6. The result is that the lower appellate court was correct in basing its decision on the later Division Bench decision of this Court reported in ILR (1944) 2 Cal 358 : (AIR 1944 Cal 289), and in holding that in an action for damages it was incumbent on the plaintiff to prove malice as also that the defendant acted without reasonable and probable cause and having failed to prove that as a fact the lower appellate court quite rightly dismissed the plaintiff's claim in the suit by rejecting the cross-objection filed by the plaintiff who was respondent before the lower court and allowing the appeal preferred by the defendants,
7. Before concluding I may note that Mr.
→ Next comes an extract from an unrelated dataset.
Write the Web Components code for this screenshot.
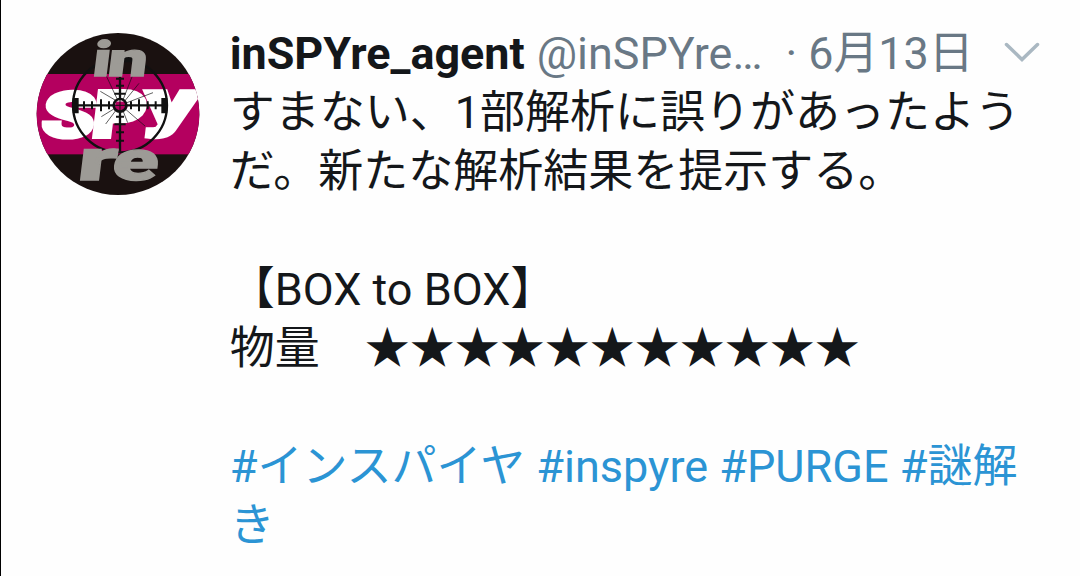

Bhattaoharya appearing for the appellant strenuously contended that where there are two conflicting decisions by different Division Benches the earlier Division Bench decision was to prevail and in support he cited before me the case reported in AIR 1955 Pat 124. The question really does not come up for consideration at all when Privy Council decisions bearing on this question sufficiently indicated that the earlier Division Bench decision of this Court reported to (1912) 16 Cal LJ 34 had no longer any binding authority and when in particular in connection with another case there was a reference to the Full Bench.
8. For the reasons indicated above, I have no hesitation to hold that the plaintiff/appellant cannot succeed in this appeal. The appeal, therefore, fails and is dismissed. The judgment and decree of the lower appellate court are hereby affirmed, There will, however, be no order as to costs in this appeal.